I'd love to see production return to North America. However, Chinese factories aren't so appealing to companies just because they're cheap. Chinese factories also do good work. I agree, though, this won't last forever. The Chinese economy will change as it grows stronger, just as the Japanese economy did before it.

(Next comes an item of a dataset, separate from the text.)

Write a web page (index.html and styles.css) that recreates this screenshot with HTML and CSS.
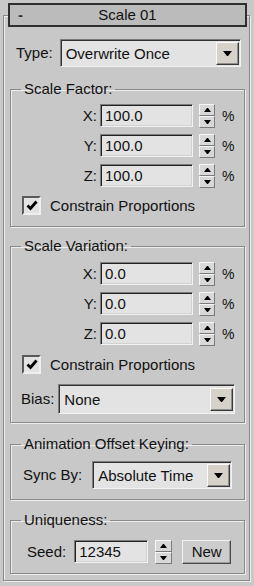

Remember 35 years ago when people made fun of "made in Japan"?


----------



## Cajjunwolfman (Nov 15, 2004)

At the risk of being political in this discussion, does anyone remember NAFT or GAT. These laws abolished the tariff on products imported into the USA. Thats why the cost is substantially less.


----------



## robtm04 (Nov 20, 2009)

I talked to Scott and it looks like feb is win they will be out.


----------



## MadCap Romanian (Oct 29, 2005)

Isn't Monarch a Canadian Company?


----------



## veedubb67 (Jul 11, 2003)

MadCap Romanian said:


> Isn't Monarch a Canadian Company?


Yes, but Scott has all his molding and casting done in China.

Rob
Iwata Padawan


----------



## NW Monster (Dec 4, 2009)

February for Sinbad and the Ghost?


----------



## mcdougall (Oct 28, 2007)

NW Monster said:


> February for Sinbad and the Ghost?


Wow if they are to be released in Feburary that means that they are already done and on a ship from China as we speak
Mcdee


----------



## ShadOAB (Apr 29, 2007)

Feb of what year?


----------



## Zathros (Dec 21, 2000)

Didnt I also Hear that monarch was supposed to repop the MOM jekyll and Hyde kits?? I think Culttvman or someone else mentioned that they saw test shots at a show or something like that??


Z


----------



## Todd P. (Apr 12, 2007)

Monarch plans repops of the Canadian version of the Dr. Jekyll and Mr. Hyde kits. I have test shots of them, they're neat.


----------



## sprayray (May 13, 2009)

Sweet i want 2 of those !!!!!! Maybe a Dracula too ?



Robert


----------



## NW Monster (Dec 4, 2009)

I need to find a Nosferatu


----------



## Todd P. (Apr 12, 2007)

Long-box glow versions aren't hard to find. I've got my last one on eBay right now but I doubt it will last much longer.


----------



## Auroranut (Jan 12, 2008)

The Nosferatu is the closest thing to an Aurora I've ever seen in my life!! If I didn't know better I'd say it IS Aurora!!
I just know the next Monarch releases are gonna be more than worth the wait....

Chris.


----------



## Gerry-Lynn (Mar 20, 2002)

I agree Chris - It is well worth the wait in deed! I think Scott is doing fine with his Model Company... This is something that he does not have to do... But enjoys building, and sharing what his interest are - I'm just appreciative of him giving us builders some models that have not been done in styrene before.

Gerry-Lynn


----------